/---

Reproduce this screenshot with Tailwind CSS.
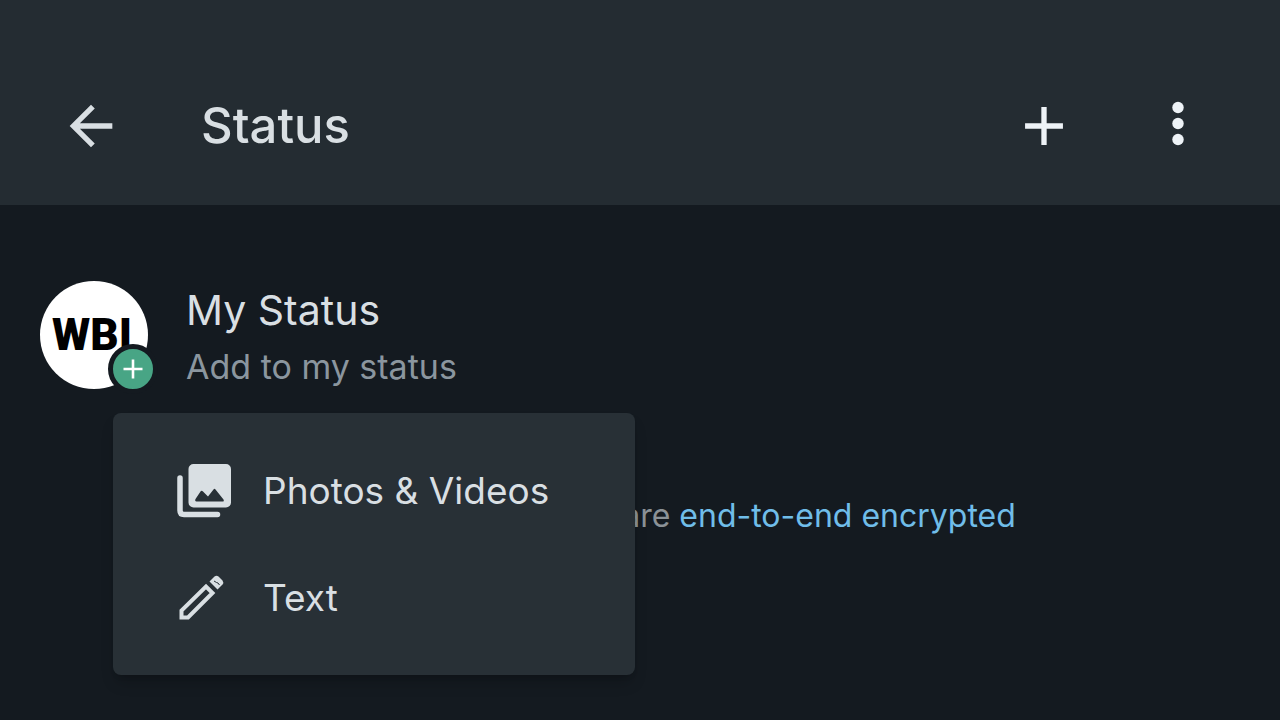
<!DOCTYPE html>
<html lang="en">
<head>
  <meta charset="UTF-8" />
  <meta name="viewport" content="width=device-width, initial-scale=1.0" />
  <title>Status</title>
  <script src="https://cdn.jsdelivr.net/npm/@tailwindcss/browser@4"></script>
</head>
<body class="bg-[#141a20] text-[#d9dfe3] font-['Inter',sans-serif] min-h-screen flex flex-col overflow-hidden">

  <header class="bg-[#242c32] flex items-center pt-[94px] pb-[47px] pl-[59px] pr-[70px]">
    <button type="button" aria-label="Back" class="size-16">
      <svg viewBox="0 0 24 24" class="size-16" fill="currentColor"><path d="M20 11H7.83l5.59-5.59L12 4l-8 8 8 8 1.41-1.41L7.83 13H20v-2z" /></svg>
    </button>
    <h1 class="ml-[78px] flex-1 text-[49px] leading-16 font-medium">Status</h1>
    <div class="flex gap-[70px] text-[#eef3f7]">
      <button type="button" aria-label="Add status" class="size-16">
        <svg viewBox="0 0 24 24" class="size-16" fill="currentColor"><path d="M19.1 13H13v6.1h-2V13H4.900v-2H11V4.900h2V11h6.100z" /></svg>
      </button>
      <button type="button" aria-label="More options" class="size-16">
        <svg viewBox="0 0 64 64" class="size-16" fill="currentColor">
          <circle cx="32" cy="13.500" r="5.700" />
          <circle cx="32" cy="29.500" r="5.700" />
          <circle cx="32" cy="45.500" r="5.700" />
        </svg>
      </button>
    </div>
  </header>

  <main class="relative flex-1 pt-[76px]">
    <section class="flex items-start pl-10">
      <div class="relative size-[108px]">
        <div class="size-[108px] rounded-full bg-white overflow-hidden flex items-center pl-3">
          <span class="font-['Roboto',sans-serif] font-black text-[44px] leading-none text-black">WBI</span>
        </div>
        <!-- add badge -->
        <span class="absolute -right-[10px] -bottom-[5px] size-[50px] rounded-full border-5 border-[#141a20] bg-[#48a585]">
          <svg viewBox="0 0 40 40" class="size-10" fill="none" stroke="#fff" stroke-width="2.600"><path d="M20 10.500v19M10.500 20h19" /></svg>
        </span>
      </div>
      <div class="ml-[38px]">
        <h2 class="text-[41px] leading-[58px]">My Status</h2>
        <p class="text-[34px] leading-[56px] text-[#8b969f]">Add to my status</p>
      </div>
    </section>

    <p class="mt-[97px] flex items-center justify-center text-[32px] leading-12 text-[#8b9297]">
      <svg viewBox="0 0 24 24" class="size-8 mr-4" fill="currentColor"><path d="M18 8h-1V6A5 5 0 0 0 7 6v2H6a2 2 0 0 0-2 2v10a2 2 0 0 0 2 2h12a2 2 0 0 0 2-2V10a2 2 0 0 0-2-2zM9 6a3 3 0 0 1 6 0v2H9z" /></svg>
      <span>Your status updates are <a href="#" class="text-[#70bde9]">end-to-end encrypted</a></span>
    </p>

    <!-- popup menu -->
    <div role="menu" class="absolute left-[113px] top-[208px] w-[522px] rounded-lg bg-[#283036] shadow-lg shadow-black/20 py-6">
      <button type="button" role="menuitem" class="flex w-full items-center pl-[62px] h-[107px] text-left text-[37px]">
        <svg viewBox="0 0 60 60" class="size-15 mr-7" fill="none">
          <path fill="currentColor" d="M18.500 3h32.500a5 5 0 0 1 5 5v33.500a5 5 0 0 1-5 5h-32.500a5 5 0 0 1-5-5V8a5 5 0 0 1 5-5z" />
          <path fill="#283036" d="M21.500 40.500h26q2 0 1-2L40.500 28.500q-1-1.500-2 0L33 35.500l-5-5q-1.500-1.500-2.500 0L20.500 38q-1 2 1 2.500z" />
          <path stroke="currentColor" stroke-width="5.500" stroke-linecap="round" d="M5 17v32.500q0 4 4 4h33.500" />
        </svg>
        Photos &amp; Videos
      </button>
      <button type="button" role="menuitem" class="flex w-full items-center pl-[62px] h-[107px] text-left text-[37px]">
        <svg viewBox="0 0 60 60" class="size-15 mr-7" fill="none">
          <path stroke="currentColor" stroke-width="4" d="M6.500 49.500v-7L31 18.500l6.500 6.500L13 49.500z" />
          <path fill="currentColor" d="M34.500 13.500l5-5q2-1.500 4 0l4 4q1.500 2 0 4l-5 5z" />
          <path stroke="#283036" stroke-width="1" d="M39 13l2.500 1.500 1.500.5 1.500 2" />
        </svg>
        Text
      </button>
    </div>
  </main>

</body>
</html>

\---

**EXERCISE DESCRIPTION**
Reproduce the data above word for word from its first line through the line that holds "text-[#d9dfe3] font-['Inter',sans-serif] min-h-screen", both ends included; skip pictures.

**PROBLEM SOLUTION**
Reproduce this screenshot with Tailwind CSS.
<!DOCTYPE html>
<html lang="en">
<head>
  <meta charset="UTF-8" />
  <meta name="viewport" content="width=device-width, initial-scale=1.0" />
  <title>Status</title>
  <script src="https://cdn.jsdelivr.net/npm/@tailwindcss/browser@4"></script>
</head>
<body class="bg-[#141a20] text-[#d9dfe3] font-['Inter',sans-serif] min-h-screen flex flex-col overflow-hidden">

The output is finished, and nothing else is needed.